What you need to do: Word for word, print each line of the listing below; pictures stay out.
• • •
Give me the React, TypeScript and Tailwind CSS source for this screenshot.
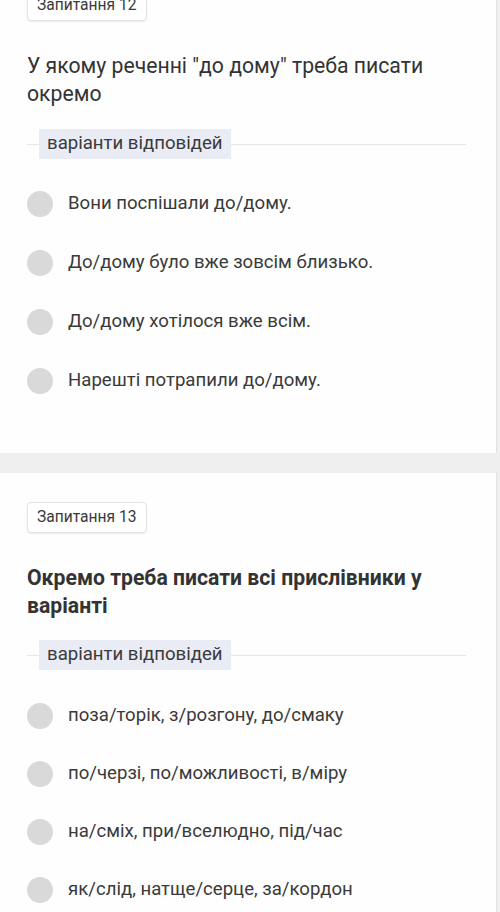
import React from "react";

const font = { fontFamily: "Roboto, 'Noto Sans', sans-serif" };

function Badge({ text }: { text: string }) {
  return (
    <div className="inline-flex h-[31px] items-center rounded-[4px] border border-[#e3e3e3] bg-white px-[9px] text-[15.6px] text-[#3a3a3a] shadow-[0_1px_2px_rgba(0,0,0,0.08)]">
      {text}
    </div>
  );
}

function Label() {
  return (
    <div className="relative flex items-center pr-[30px]">
      <div className="absolute left-0 right-[30px] top-1/2 h-px bg-[#e6e6e6]" />
      <div className="relative ml-[12px] flex h-[30px] items-center bg-[#e9ebf5] px-[8px] text-[18.6px] text-[#3a3a3a]">
        варіанти відповідей
      </div>
    </div>
  );
}

function Option({ text }: { text: string }) {
  return (
    <div className="flex h-[30px] items-center gap-[15px]">
      <div className="h-[26px] w-[26px] shrink-0 rounded-full bg-[#d9d9d9]" />
      <div className="text-[18.6px] text-[#3a3a3a]">{text}</div>
    </div>
  );
}

export default function App() {
  return (
    <div className="flex h-[912px] flex-col overflow-hidden bg-[#efefef]" style={font}>
      <div className="mr-[3px] border-r border-[#e2e2e2] bg-[#fefefe] pb-[57px] pl-[27px]">
        <div className="-mt-[10px]">
          <Badge text="Запитання 12" />
        </div>
        <div className="mt-[31px] pr-[20px] text-[21.2px] leading-[28px] text-[#333]">
          У якому реченні "до дому" треба писати окремо
        </div>
        <div className="mt-[21px]">
          <Label />
        </div>
        <div className="mt-[30px] flex flex-col gap-[29px]">
          <Option text="Вони поспішали до/дому." />
          <Option text="До/дому було вже зовсім близько." />
          <Option text="До/дому хотілося вже всім." />
          <Option text="Нарешті потрапили до/дому." />
        </div>
      </div>
      <div className="h-[20px] shrink-0" />
      <div className="mr-[3px] flex-1 border-r border-[#e2e2e2] bg-[#fefefe] pl-[27px] pt-[29px]">
        <Badge text="Запитання 13" />
        <div className="mt-[31px] pr-[20px] text-[21.2px] font-bold leading-[28px] text-[#333]">
          Окремо треба писати всі прислівники у варіанті
        </div>
        <div className="mt-[20px]">
          <Label />
        </div>
        <div className="mt-[31px] flex flex-col gap-[28px]">
          <Option text="поза/торік, з/розгону, до/смаку" />
          <Option text="по/черзі, по/можливості, в/міру" />
          <Option text="на/сміх, при/вселюдно, під/час" />
          <Option text="як/слід, натще/серце, за/кордон" />
        </div>
      </div>
    </div>
  );
}
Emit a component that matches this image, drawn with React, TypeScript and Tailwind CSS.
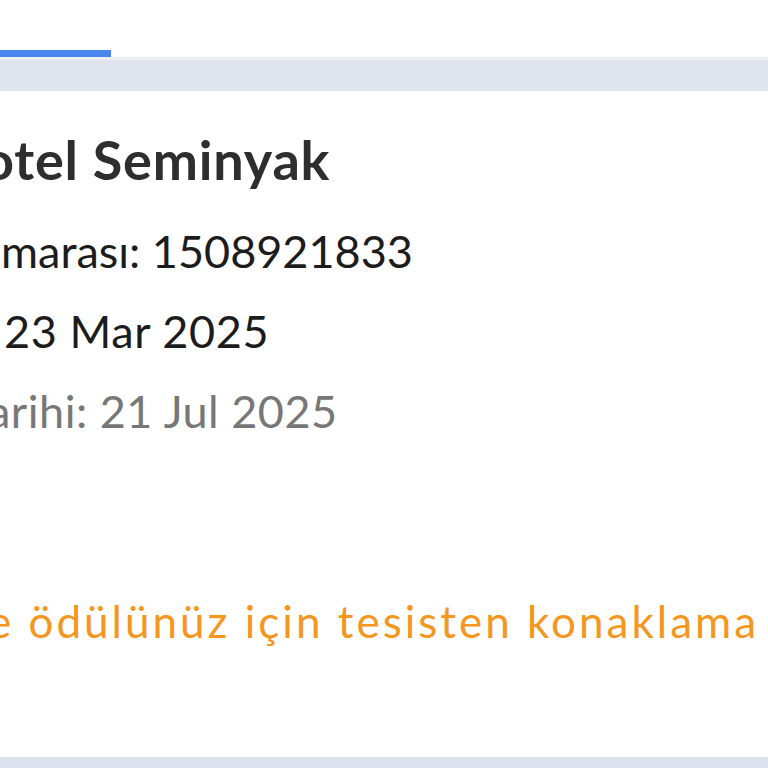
• • •
Task result:
Give me the React, TypeScript and Tailwind CSS source for this screenshot.
import React from "react";

const font = { fontFamily: "Roboto, 'Noto Sans', sans-serif" };

function Badge({ text }: { text: string }) {
  return (
    <div className="inline-flex h-[31px] items-center rounded-[4px] border border-[#e3e3e3] bg-white px-[9px] text-[15.6px] text-[#3a3a3a] shadow-[0_1px_2px_rgba(0,0,0,0.08)]">
      {text}
    </div>
  );
}

function Label() {
  return (
    <div className="relative flex items-center pr-[30px]">
      <div className="absolute left-0 right-[30px] top-1/2 h-px bg-[#e6e6e6]" />
      <div className="relative ml-[12px] flex h-[30px] items-center bg-[#e9ebf5] px-[8px] text-[18.6px] text-[#3a3a3a]">
        варіанти відповідей
      </div>
    </div>
  );
}

function Option({ text }: { text: string }) {
  return (
    <div className="flex h-[30px] items-center gap-[15px]">
      <div className="h-[26px] w-[26px] shrink-0 rounded-full bg-[#d9d9d9]" />
      <div className="text-[18.6px] text-[#3a3a3a]">{text}</div>
    </div>
  );
}

export default function App() {
  return (
    <div className="flex h-[912px] flex-col overflow-hidden bg-[#efefef]" style={font}>
      <div className="mr-[3px] border-r border-[#e2e2e2] bg-[#fefefe] pb-[57px] pl-[27px]">
        <div className="-mt-[10px]">
          <Badge text="Запитання 12" />
        </div>
        <div className="mt-[31px] pr-[20px] text-[21.2px] leading-[28px] text-[#333]">
          У якому реченні "до дому" треба писати окремо
        </div>
        <div className="mt-[21px]">
          <Label />
        </div>
        <div className="mt-[30px] flex flex-col gap-[29px]">
          <Option text="Вони поспішали до/дому." />
          <Option text="До/дому було вже зовсім близько." />
          <Option text="До/дому хотілося вже всім." />
          <Option text="Нарешті потрапили до/дому." />
        </div>
      </div>
      <div className="h-[20px] shrink-0" />
      <div className="mr-[3px] flex-1 border-r border-[#e2e2e2] bg-[#fefefe] pl-[27px] pt-[29px]">
        <Badge text="Запитання 13" />
        <div className="mt-[31px] pr-[20px] text-[21.2px] font-bold leading-[28px] text-[#333]">
          Окремо треба писати всі прислівники у варіанті
        </div>
        <div className="mt-[20px]">
          <Label />
        </div>
        <div className="mt-[31px] flex flex-col gap-[28px]">
          <Option text="поза/торік, з/розгону, до/смаку" />
          <Option text="по/черзі, по/можливості, в/міру" />
          <Option text="на/сміх, при/вселюдно, під/час" />
          <Option text="як/слід, натще/серце, за/кордон" />
        </div>
      </div>
    </div>
  );
}
Emit a component that matches this image, drawn with React, TypeScript and Tailwind CSS.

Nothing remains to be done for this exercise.